▶ PROBLEM DESCRIPTION:
Give a verbatim copy of the lines below, minus the pictures.

▶ GIVEN DATA:

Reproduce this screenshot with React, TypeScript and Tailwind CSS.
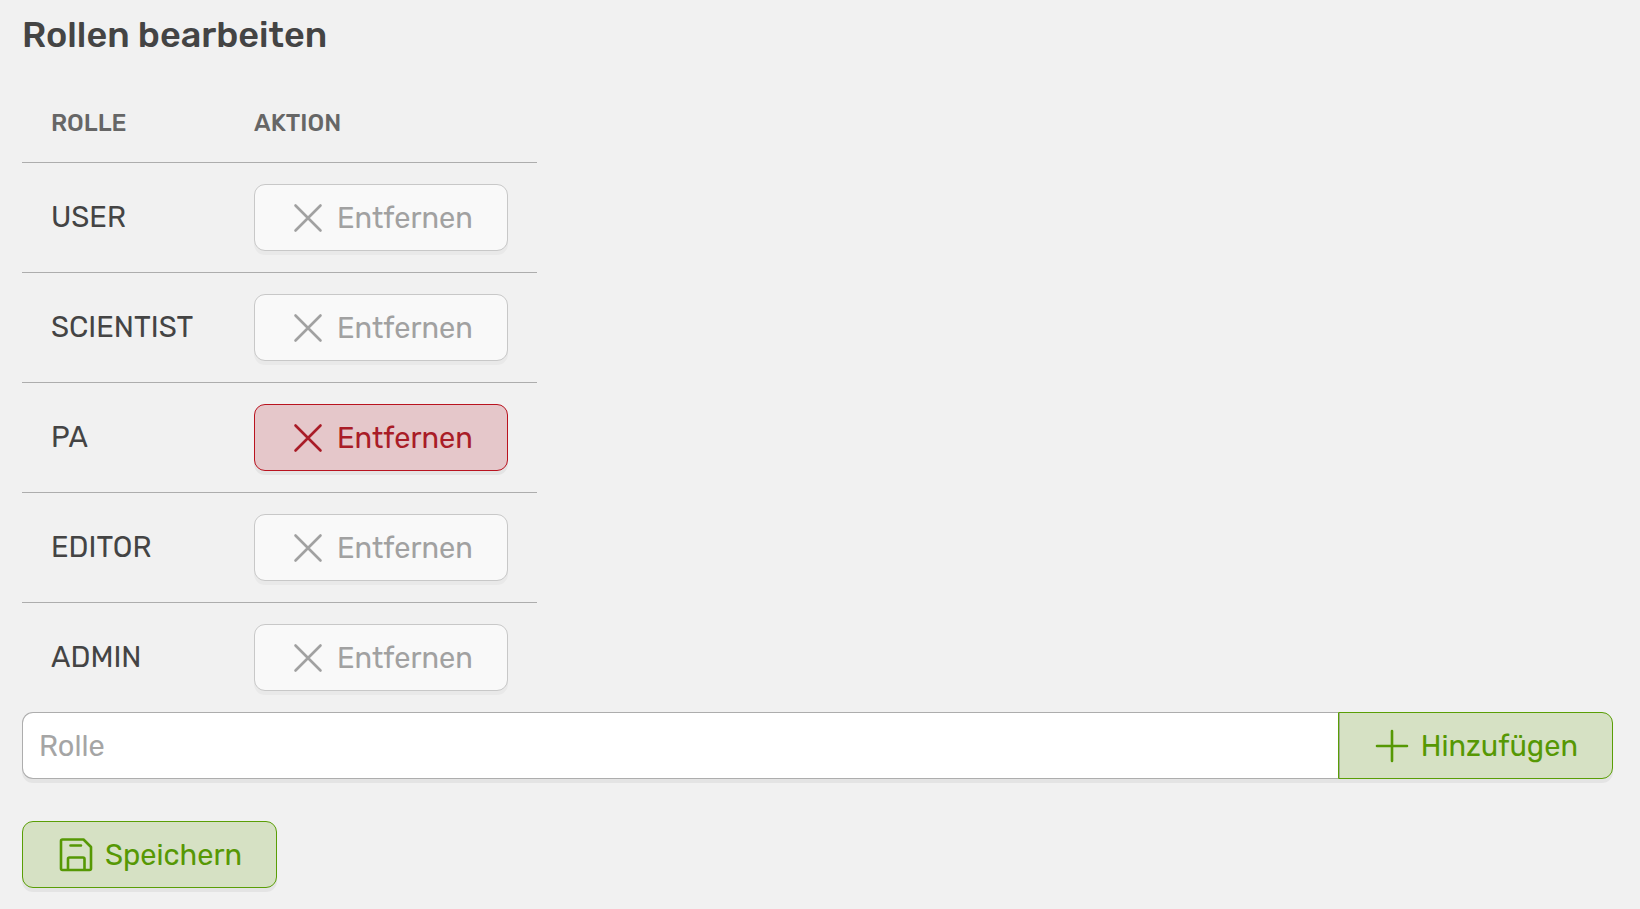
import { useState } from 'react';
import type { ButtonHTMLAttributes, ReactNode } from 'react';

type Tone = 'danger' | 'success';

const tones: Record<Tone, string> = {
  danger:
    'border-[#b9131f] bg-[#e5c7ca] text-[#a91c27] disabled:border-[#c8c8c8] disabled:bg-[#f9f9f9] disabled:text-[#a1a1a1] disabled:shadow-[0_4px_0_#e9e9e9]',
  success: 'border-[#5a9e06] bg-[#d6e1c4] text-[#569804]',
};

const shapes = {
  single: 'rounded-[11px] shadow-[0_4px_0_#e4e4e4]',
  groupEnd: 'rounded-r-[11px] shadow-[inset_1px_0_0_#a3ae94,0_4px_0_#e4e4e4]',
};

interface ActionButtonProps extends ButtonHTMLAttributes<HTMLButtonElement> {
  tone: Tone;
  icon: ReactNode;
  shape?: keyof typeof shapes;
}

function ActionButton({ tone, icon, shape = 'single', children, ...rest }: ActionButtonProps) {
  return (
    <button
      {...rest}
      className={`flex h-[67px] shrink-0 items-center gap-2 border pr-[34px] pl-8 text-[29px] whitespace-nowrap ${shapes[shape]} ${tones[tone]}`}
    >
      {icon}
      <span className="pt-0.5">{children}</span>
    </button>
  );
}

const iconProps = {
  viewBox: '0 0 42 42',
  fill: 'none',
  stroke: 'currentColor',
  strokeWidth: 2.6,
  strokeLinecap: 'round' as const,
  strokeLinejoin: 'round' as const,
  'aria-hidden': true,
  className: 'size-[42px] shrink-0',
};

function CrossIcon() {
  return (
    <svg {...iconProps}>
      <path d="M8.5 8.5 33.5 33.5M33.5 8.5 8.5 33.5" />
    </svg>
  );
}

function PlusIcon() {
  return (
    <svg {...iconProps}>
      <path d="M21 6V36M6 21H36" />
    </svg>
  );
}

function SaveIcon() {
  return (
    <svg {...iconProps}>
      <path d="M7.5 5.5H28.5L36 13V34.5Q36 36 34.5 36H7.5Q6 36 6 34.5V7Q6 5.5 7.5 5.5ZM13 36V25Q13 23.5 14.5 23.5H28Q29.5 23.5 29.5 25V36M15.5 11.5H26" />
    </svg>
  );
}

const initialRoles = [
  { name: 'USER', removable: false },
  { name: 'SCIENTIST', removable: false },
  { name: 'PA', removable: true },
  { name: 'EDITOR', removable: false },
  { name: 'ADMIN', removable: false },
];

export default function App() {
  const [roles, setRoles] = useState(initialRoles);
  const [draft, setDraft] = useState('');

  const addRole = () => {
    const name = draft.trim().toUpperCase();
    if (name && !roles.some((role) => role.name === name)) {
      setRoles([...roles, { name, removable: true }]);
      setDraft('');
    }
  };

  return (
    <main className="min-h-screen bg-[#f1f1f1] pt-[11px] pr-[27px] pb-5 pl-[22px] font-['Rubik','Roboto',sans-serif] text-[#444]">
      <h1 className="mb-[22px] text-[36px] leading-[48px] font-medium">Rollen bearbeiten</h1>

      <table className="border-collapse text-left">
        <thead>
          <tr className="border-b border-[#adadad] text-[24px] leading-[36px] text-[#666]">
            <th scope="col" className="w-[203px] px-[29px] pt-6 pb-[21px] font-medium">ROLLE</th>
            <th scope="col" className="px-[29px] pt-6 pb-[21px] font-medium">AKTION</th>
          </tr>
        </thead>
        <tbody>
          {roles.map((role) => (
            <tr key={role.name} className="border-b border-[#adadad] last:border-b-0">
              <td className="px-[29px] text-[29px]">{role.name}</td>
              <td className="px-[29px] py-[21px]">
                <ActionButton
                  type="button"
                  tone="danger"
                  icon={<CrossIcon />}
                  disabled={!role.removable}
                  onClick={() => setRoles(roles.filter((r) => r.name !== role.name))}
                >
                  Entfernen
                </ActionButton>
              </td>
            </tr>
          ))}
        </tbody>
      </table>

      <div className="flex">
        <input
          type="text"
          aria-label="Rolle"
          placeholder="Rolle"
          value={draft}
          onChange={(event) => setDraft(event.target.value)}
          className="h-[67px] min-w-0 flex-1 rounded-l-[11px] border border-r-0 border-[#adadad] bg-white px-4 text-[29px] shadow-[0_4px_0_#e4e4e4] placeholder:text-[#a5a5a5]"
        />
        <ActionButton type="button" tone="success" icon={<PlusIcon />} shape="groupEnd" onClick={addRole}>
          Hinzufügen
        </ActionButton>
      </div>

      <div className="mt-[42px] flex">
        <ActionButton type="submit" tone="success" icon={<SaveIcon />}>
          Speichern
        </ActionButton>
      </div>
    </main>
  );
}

▶ SOLUTION FOR THIS PROBLEM:
Reproduce this screenshot with React, TypeScript and Tailwind CSS.
import { useState } from 'react';
import type { ButtonHTMLAttributes, ReactNode } from 'react';

type Tone = 'danger' | 'success';

const tones: Record<Tone, string> = {
  danger:
    'border-[#b9131f] bg-[#e5c7ca] text-[#a91c27] disabled:border-[#c8c8c8] disabled:bg-[#f9f9f9] disabled:text-[#a1a1a1] disabled:shadow-[0_4px_0_#e9e9e9]',
  success: 'border-[#5a9e06] bg-[#d6e1c4] text-[#569804]',
};

const shapes = {
  single: 'rounded-[11px] shadow-[0_4px_0_#e4e4e4]',
  groupEnd: 'rounded-r-[11px] shadow-[inset_1px_0_0_#a3ae94,0_4px_0_#e4e4e4]',
};

interface ActionButtonProps extends ButtonHTMLAttributes<HTMLButtonElement> {
  tone: Tone;
  icon: ReactNode;
  shape?: keyof typeof shapes;
}

function ActionButton({ tone, icon, shape = 'single', children, ...rest }: ActionButtonProps) {
  return (
    <button
      {...rest}
      className={`flex h-[67px] shrink-0 items-center gap-2 border pr-[34px] pl-8 text-[29px] whitespace-nowrap ${shapes[shape]} ${tones[tone]}`}
    >
      {icon}
      <span className="pt-0.5">{children}</span>
    </button>
  );
}

const iconProps = {
  viewBox: '0 0 42 42',
  fill: 'none',
  stroke: 'currentColor',
  strokeWidth: 2.6,
  strokeLinecap: 'round' as const,
  strokeLinejoin: 'round' as const,
  'aria-hidden': true,
  className: 'size-[42px] shrink-0',
};

function CrossIcon() {
  return (
    <svg {...iconProps}>
      <path d="M8.5 8.5 33.5 33.5M33.5 8.5 8.5 33.5" />
    </svg>
  );
}

function PlusIcon() {
  return (
    <svg {...iconProps}>
      <path d="M21 6V36M6 21H36" />
    </svg>
  );
}

function SaveIcon() {
  return (
    <svg {...iconProps}>
      <path d="M7.5 5.5H28.5L36 13V34.5Q36 36 34.5 36H7.5Q6 36 6 34.5V7Q6 5.5 7.5 5.5ZM13 36V25Q13 23.5 14.5 23.5H28Q29.5 23.5 29.5 25V36M15.5 11.5H26" />
    </svg>
  );
}

const initialRoles = [
  { name: 'USER', removable: false },
  { name: 'SCIENTIST', removable: false },
  { name: 'PA', removable: true },
  { name: 'EDITOR', removable: false },
  { name: 'ADMIN', removable: false },
];

export default function App() {
  const [roles, setRoles] = useState(initialRoles);
  const [draft, setDraft] = useState('');

  const addRole = () => {
    const name = draft.trim().toUpperCase();
    if (name && !roles.some((role) => role.name === name)) {
      setRoles([...roles, { name, removable: true }]);
      setDraft('');
    }
  };

  return (
    <main className="min-h-screen bg-[#f1f1f1] pt-[11px] pr-[27px] pb-5 pl-[22px] font-['Rubik','Roboto',sans-serif] text-[#444]">
      <h1 className="mb-[22px] text-[36px] leading-[48px] font-medium">Rollen bearbeiten</h1>

      <table className="border-collapse text-left">
        <thead>
          <tr className="border-b border-[#adadad] text-[24px] leading-[36px] text-[#666]">
            <th scope="col" className="w-[203px] px-[29px] pt-6 pb-[21px] font-medium">ROLLE</th>
            <th scope="col" className="px-[29px] pt-6 pb-[21px] font-medium">AKTION</th>
          </tr>
        </thead>
        <tbody>
          {roles.map((role) => (
            <tr key={role.name} className="border-b border-[#adadad] last:border-b-0">
              <td className="px-[29px] text-[29px]">{role.name}</td>
              <td className="px-[29px] py-[21px]">
                <ActionButton
                  type="button"
                  tone="danger"
                  icon={<CrossIcon />}
                  disabled={!role.removable}
                  onClick={() => setRoles(roles.filter((r) => r.name !== role.name))}
                >
                  Entfernen
                </ActionButton>
              </td>
            </tr>
          ))}
        </tbody>
      </table>

      <div className="flex">
        <input
          type="text"
          aria-label="Rolle"
          placeholder="Rolle"
          value={draft}
          onChange={(event) => setDraft(event.target.value)}
          className="h-[67px] min-w-0 flex-1 rounded-l-[11px] border border-r-0 border-[#adadad] bg-white px-4 text-[29px] shadow-[0_4px_0_#e4e4e4] placeholder:text-[#a5a5a5]"
        />
        <ActionButton type="button" tone="success" icon={<PlusIcon />} shape="groupEnd" onClick={addRole}>
          Hinzufügen
        </ActionButton>
      </div>

      <div className="mt-[42px] flex">
        <ActionButton type="submit" tone="success" icon={<SaveIcon />}>
          Speichern
        </ActionButton>
      </div>
    </main>
  );
}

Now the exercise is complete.